Martha McSally has pathway to victory (Kelly leaves race)

| June 15 2012
Christopher Cook

From the Hill:

Republican Jesse Kelly, who lost Tuesday’s special election to replace former Rep. Gabrielle Giffords (D-Ariz.), will not run again in the regular election against Rep.-elect Ron Barber (D-Ariz.).

“Looking at the results from Tuesday, we have decided to withdraw from the race for Congress in AZ-02 and to seek other opportunities,” Kelly said in a statement. “I will forever be thankful to our generous supporters and volunteers.”

This puts retired Air Force Col. Martha McSally in the drivers seat on the GOP side. Kelly had the advantage of having been known to the voters as a result of his run in 2010, but he faced a stiff headwind in the special election. The Republicans had a slight registration advantage in the district, but the Democrats turned out heavily for the former aide of the well-liked Giffords.

McSally won’t have the name recognition advantage Kelly enjoyed, nor will she have the GOP registration advantage, as the new district for the general elections slightly favors the Democrats. She will, however, have another potential advantage.

Consider this . . .

Things are not shaping up well for Obama at the moment. In fact, there is an argument to be made that he has begun a slide from which he will not recover. So, imagine that on the weekend before the general election, polls are showing Romney clobbering Obama. The Democrats’ enthusiasm, already flagging, is further dampened. Then, on Election Day, we start seeing exit polls and results come in from the eastern states. Romney takes New Hampshire, Ohio, and North Carolina. Then he takes Florida, and it’s still close in Pennsylvania. Then (as the polls are already showing he has a chance to do), Romney takes Michigan. From that moment forward, Democrat turnout across the rest of the country craters. Democrat after-work voters in Arizona don’t turn out because they know Obama’s reelection is a lost cause. Republicans keep turning out throughout the last couple of hours in Arizona.

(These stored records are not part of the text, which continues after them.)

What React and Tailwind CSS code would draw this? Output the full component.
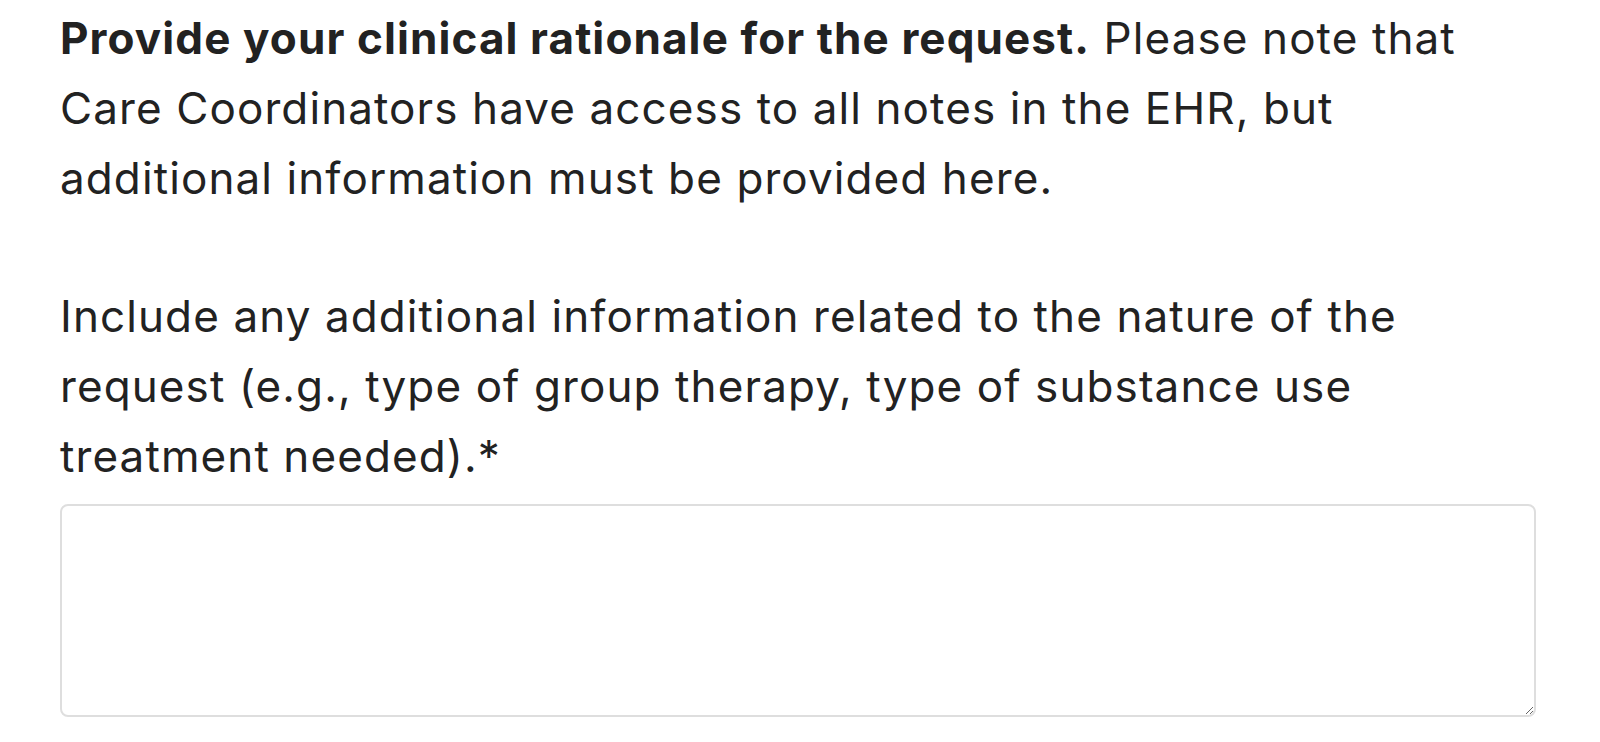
import React from "react";

const App = () => {
  return (
    <div className="min-h-screen bg-white font-['Inter',sans-serif] text-[#222222]">
      <div className="w-[1536px] pl-[60px] pt-[3px]">
        {/* Question label */}
        <p className="text-[44px] leading-[70px] tracking-[1.1px]">
          <span className="font-bold">Provide your clinical rationale for the request.</span>{" "}
          Please note that Care Coordinators have access to all notes in the EHR, but additional information must be provided here.
        </p>
        <p className="mt-[68px] text-[44px] leading-[70px] tracking-[1.1px]">
          Include any additional information related to the nature of the request (e.g., type of group therapy, type of substance use treatment needed).*
        </p>

        {/* Answer box */}
        <textarea
          className="mt-[13px] block h-[213px] w-full rounded-lg border-2 border-[#dedede] bg-white p-4 text-[32px] outline-none"
        />
      </div>
    </div>
  );
};

export default App;
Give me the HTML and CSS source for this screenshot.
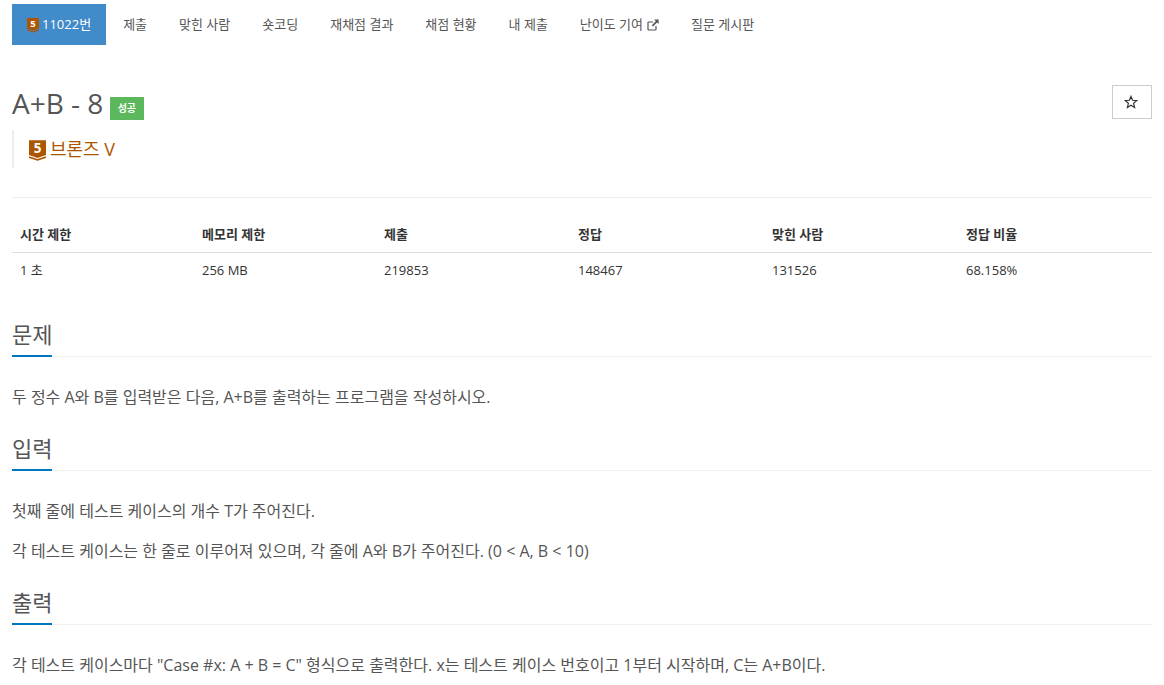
FILE: index.html
```html
<!DOCTYPE html>
<html lang="ko">
<head>
  <meta charset="UTF-8">
  <meta name="viewport" content="width=device-width, initial-scale=1.0">
  <title>A+B - 8</title>
  <link rel="stylesheet" href="styles.css">
</head>
<body>
  <div class="container">
    <ul class="tabs">
      <li class="active"><a href="#"><svg class="tier tier-small" viewBox="0 0 14 17"><path class="tier-shield" d="M0 0H14V12.2L7 14.6L0 12.2Z"/><path class="tier-chevron" d="M0 13.2L7 15.6L14 13.2V14.6L7 17L0 14.6Z"/><text x="7" y="10.5" class="tier-num">5</text></svg>11022번</a></li>
      <li><a href="#">제출</a></li>
      <li><a href="#">맞힌 사람</a></li>
      <li><a href="#">숏코딩</a></li>
      <li><a href="#">재채점 결과</a></li>
      <li><a href="#">채점 현황</a></li>
      <li><a href="#">내 제출</a></li>
      <li><a href="#">난이도 기여 <svg class="ext" viewBox="0 0 12 12"><path d="M9 7V10.2A.8.8 0 0 1 8.2 11H1.8A.8.8 0 0 1 1 10.2V3.8A.8.8 0 0 1 1.8 3H6" fill="none" stroke="currentColor" stroke-width="1.2"/><path d="M7.2 .6H11.6V5L10 3.4L6 7.4L4.8 6.2L8.8 2.2Z" fill="currentColor"/></svg></a></li>
      <li><a href="#">질문 게시판</a></li>
    </ul>

    <div class="page-header">
      <div class="title-row">
        <h1>A+B - 8 <span class="label">성공</span></h1>
        <button class="star-btn"><svg class="star" viewBox="0 0 14 14"><path d="M7 1.4L8.6 5.3L12.8 5.6L9.6 8.3L10.6 12.4L7 10.2L3.4 12.4L4.4 8.3L1.2 5.6L5.4 5.3Z" fill="none" stroke="currentColor" stroke-width="1.2"/></svg></button>
      </div>
      <blockquote class="tier-line">
        <svg class="tier tier-big" viewBox="0 0 14 17"><path class="tier-shield" d="M0 0H14V12.2L7 14.6L0 12.2Z"/><path class="tier-chevron" d="M0 13.2L7 15.6L14 13.2V14.6L7 17L0 14.6Z"/><text x="7" y="10.5" class="tier-num">5</text></svg>브론즈 V
      </blockquote>
    </div>

    <table class="info">
      <thead>
        <tr>
          <th class="c1">시간 제한</th>
          <th class="c2">메모리 제한</th>
          <th class="c3">제출</th>
          <th class="c4">정답</th>
          <th class="c5">맞힌 사람</th>
          <th>정답 비율</th>
        </tr>
      </thead>
      <tbody>
        <tr>
          <td>1 초</td>
          <td>256 MB</td>
          <td>219853</td>
          <td>148467</td>
          <td>131526</td>
          <td>68.158%</td>
        </tr>
      </tbody>
    </table>

    <section class="problem-section">
      <div class="headline"><h2>문제</h2></div>
      <p>두 정수 A와 B를 입력받은 다음, A+B를 출력하는 프로그램을 작성하시오.</p>
    </section>

    <section class="problem-section">
      <div class="headline"><h2>입력</h2></div>
      <p>첫째 줄에 테스트 케이스의 개수 T가 주어진다.</p>
      <p>각 테스트 케이스는 한 줄로 이루어져 있으며, 각 줄에 A와 B가 주어진다. (0 &lt; A, B &lt; 10)</p>
    </section>

    <section class="problem-section">
      <div class="headline"><h2>출력</h2></div>
      <p>각 테스트 케이스마다 "Case #x: A + B = C" 형식으로 출력한다. x는 테스트 케이스 번호이고 1부터 시작하며, C는 A+B이다.</p>
    </section>
  </div>
</body>
</html>
```

FILE: styles.css
```css
* {
  box-sizing: border-box;
}

html, body {
  height: 685px;
  overflow: hidden;
}

body {
  font-family: 'Open Sans', 'Noto Sans CJK KR', sans-serif;
  font-size: 13px;
  line-height: 1.43;
  margin: 0;
  background: #fff;
  color: #555;
}

.container {
  padding: 4px 12px 0;
}

a {
  color: inherit;
  text-decoration: none;
}

.tabs {
  display: flex;
  gap: 2px;
  list-style: none;
  margin: 0;
  padding: 0;
  height: 41px;
}

.tabs a {
  display: flex;
  align-items: center;
  height: 41px;
  padding: 0 15px;
  color: #555;
}

.tabs .active a {
  background: #428bca;
  color: #fff;
}

.tier {
  flex: none;
  overflow: visible;
}

.tier-shield {
  fill: #ad5600;
}

.tier-chevron {
  fill: #ad5600;
}

.tier-num {
  fill: #fff;
  font-size: 11px;
  line-height: 1;
  font-weight: 700;
  text-anchor: middle;
}

.tier-small {
  width: 12px;
  height: 14.5px;
  margin: 1px 3px 0 0;
}

.tier-big {
  width: 17px;
  height: 21px;
  margin-right: 4px;
}

.ext {
  width: 12px;
  height: 12px;
  margin-left: 4px;
}

.page-header {
  height: 153px;
  padding-top: 40px;
  border-bottom: 1px solid #eee;
}

.title-row {
  display: flex;
  justify-content: space-between;
  align-items: flex-start;
}

h1 {
  margin: 0;
  font-size: 28px;
  font-weight: 400;
  line-height: 36px;
  color: #555;
}

.label {
  display: inline-block;
  vertical-align: 2px;
  height: 23px;
  margin-left: -1px;
  padding: 0 8px;
  background: #5cb85c;
  color: #fff;
  font-size: 10px;
  font-weight: 600;
  line-height: 23px;
}

.star-btn {
  display: flex;
  align-items: center;
  justify-content: center;
  width: 40px;
  height: 34px;
  padding: 0 2px 0 0;
  background: #fff;
  border: 1px solid #ccc;
  color: #333;
}

.star {
  width: 14px;
  height: 14px;
}

.tier-line {
  display: flex;
  align-items: center;
  height: 38px;
  margin: 9px 0 0;
  padding: 2px 0 0 15px;
  border-left: 2px solid #eee;
  color: #ad5600;
  font-size: 18px;
}

.info {
  width: 100%;
  margin-top: 18px;
  border-collapse: collapse;
}

.info th, .info td {
  padding: 0 8px;
  text-align: left;
  color: #333;
}

.info th {
  height: 36px;
  padding-top: 2px;
  font-weight: 700;
  border-bottom: 1px solid #ddd;
}

.info td {
  height: 36px;
}

.c1, .c2 {
  width: 182px;
}

.c3, .c4, .c5 {
  width: 194px;
}

.headline {
  height: 37px;
  margin-bottom: 27px;
  border-bottom: 1px dotted #e5e5e5;
}

.headline h2 {
  display: inline-block;
  height: 37px;
  margin: 0;
  border-bottom: 2px solid #0076c0;
  font-size: 22px;
  font-weight: 400;
  line-height: 28px;
  color: #555;
}

.problem-section {
  margin-bottom: 24px;
}

.problem-section p {
  margin: 0 0 14px;
  font-size: 16px;
  line-height: 26px;
  color: #555;
}

.problem-section p:last-child {
  margin-bottom: 0;
}

.info + .problem-section {
  margin-top: 32px;
}
```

This turnout-dampening effect is a real thing—people keep turning out for the expected winner, but on the other side, some will decide to skip it if they feel sure there’s no hope. That’s part of how human nature manifests itself in elections.

The new district leans Democrat, but not so much that different turnout scenarios can’t make a difference. McSally has a definite pathway to victory. Granted, some of it depends on events at the top of the ticket, which are outside of her control. But the way that things are shaping up—and assuming Obama doesn’t have some surprise coming—this race could go decidedly against Obama and for Romney, helping lots of Republicans in down-ticket races, especially in Western states. Kelly could find himself wishing he had stuck it out, and McSally may find herself in Washington come January.